自分の心臓からドクドクと血液が流れていく音が聞こえた。手先が震えて私は持っていたコンビニの袋を落としてしまった。
 グシャッと不気味な音を立てて、ケーキはぐちゃぐちゃになった。あんなに綺麗に飾り立てられていたケーキだったのに、見るも耐えられない姿へと変わっていた。

 翔也がその音で私の存在に気がついた。目が合った瞬間に翔也の瞳が動揺し、愕然とした表情になっていた。女の子の顔を一瞬見て、スーツ姿の事から、多分翔也と同じ会社の子だと悟った。
 玄関に置いてあるピカピカの綺麗な薄いピンクのパンプスを見て、思わず私は小さな声で「ごめんなさい、、、」と言って部屋を出た。

 雨が強くなっていた。

私は黒いパンプスで思いっきり走った。息が苦しかった、呼吸しているはずなのに何故か息が上手く吸えない。むしろ呼吸ってどうするんだっけ?こんな時なのに少し考えてしまった。足元も濡れてぐちゃぐちゃだし、服が身体に纏わりついて気持ちが悪かった。

 「七奈!!」

後ろから翔也の声が聞こえた。夜の住宅街にいやに翔也の声が響いた。私はどんな顔をして翔也の顔を見ればいいのか、もうわからなかった。
 さっきの女の子とキスをしているシーンしか思い浮かべる事しか出来なかった。

 「七奈!!待てって!!」

翔也が私の腕を掴んだ時に、私は反射的にその手を振り解いた。触って欲しくないと身体が勝手に反応した。翔也が私に持っていた傘をさした。

 「ごめん、さっきのは違うんだよ、、、」

 違う、、、?何が違うっていうんだろう?私は今確かにこの目で見たのに。
こんなつまらない言い訳を、翔也から聞く事になるなんて思わなかった。私はずっと翔也の事を信じきっていた。長い付き合いだし、翔也の事はよくわかっているつもりで、確かに愛されていると私は感じていた。
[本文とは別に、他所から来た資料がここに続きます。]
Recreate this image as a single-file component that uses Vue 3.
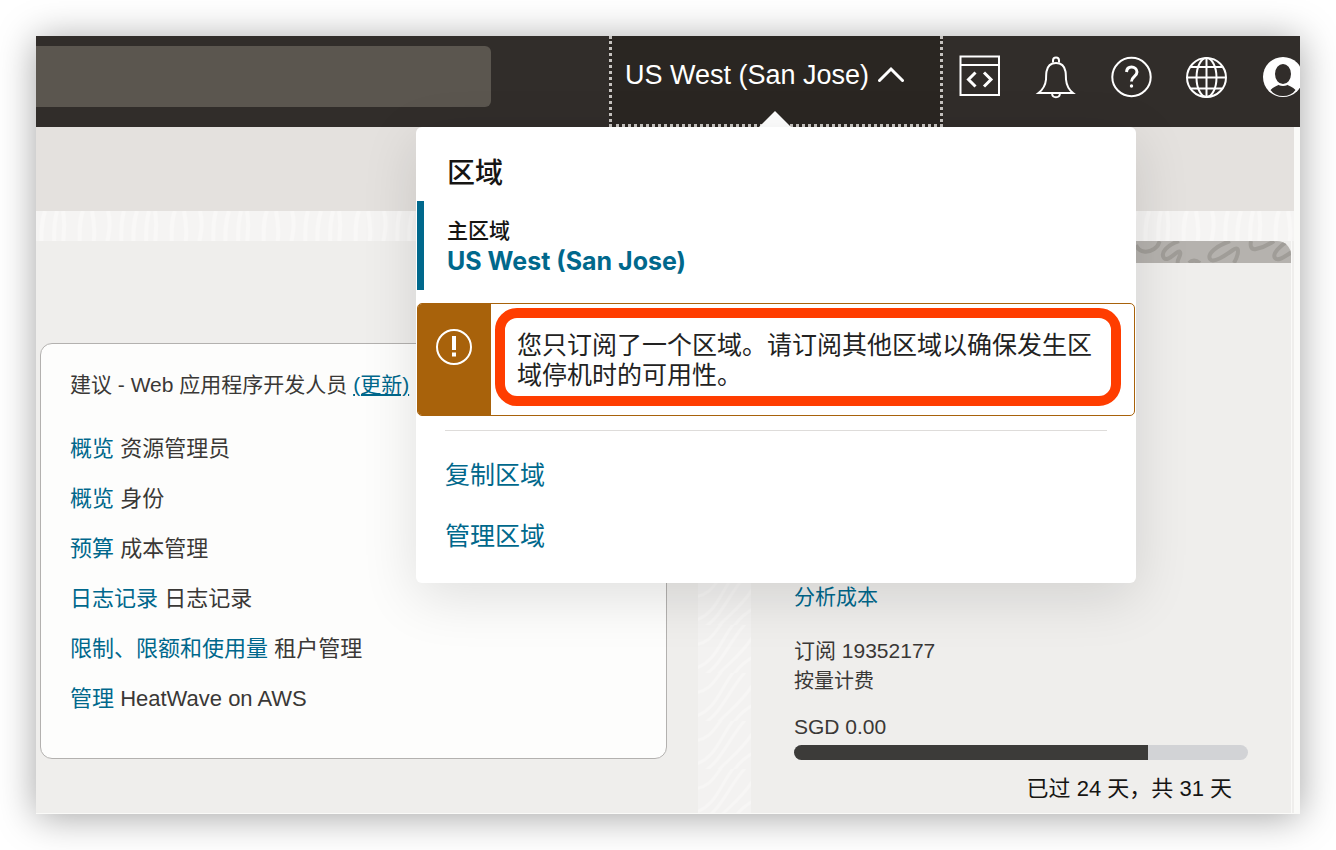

こんな裏切りをされるなんて、疑った事もなかった。

 頭の中に、あの綺麗なピンクのパンプスが思い浮かんだ、、、。

「翔也、、、翔也も、もう私は必要ないんだね」

 胸の中が息ぐるしくて、とりあえずそれだけを何とか言葉に出した。翔也がまた私の腕を掴んだ。

 「もういいから!いらないなら早く捨ててよ!!」

 私はそう叫んでまた走り出した。
あんなに好きだった翔也の顔も声も思い出したくもなかった。何処で何を間違えてこんな事になってしまったのか検討もつかなかった。
就活のせい?私が誕生日を忘れたせい?

 自分の家の玄関の扉を閉めて、明かりもつけずにうずくまって、自分で震える自分の身体を必死に抱きしめた。そうでもしていないとガラガラと足元から崩れていってしまいそうだった。

 暗闇の中で私の携帯のディスプレイだけが青白く光っていた。私は震える手でメールを開くと、、、


 不採用通知だった───


 私はそれを見た瞬間、喉の奥から声ともならない声で叫んでうずくまった。
 あんなに別人になりすまして挑んでも、結局私は選んでもらえなかった────。

 どんなに取り繕っても、結局私は何処までいっても私で、誰にも必要とされていない。
 生きている意味なんてないと思った。
どんなに、光を探しても私は暗闇の中で一人迷い続けて絶望しか感じれなくなっていた。

 五年前の私は確かに生きたいと、心の底から願っていた。生きていれさえすれば、なんだって出来るはずだと希望しかなかったはずだ。

 なのに、、、私は何でこんなに今死にたくて仕方ないんだろう。理屈じゃない、生きていることが不安で怖かった。

 私は部屋の机の引き出しを開けて、薬を取り出した。就活を始めてから夜に眠れなくなって病院で薬を出してもらっていた。
飲むと朝起きるのが辛かったので、飲まないでとっておいていたのが沢山残っていた。私はそれを全部フィルムから出して、大量の錠剤を手に取った。白い粒は私の手の平で不気味なくらいに白く光っていた。
世界から音が消えてしまったみたいに、自分の心臓の音だけが聞こえた。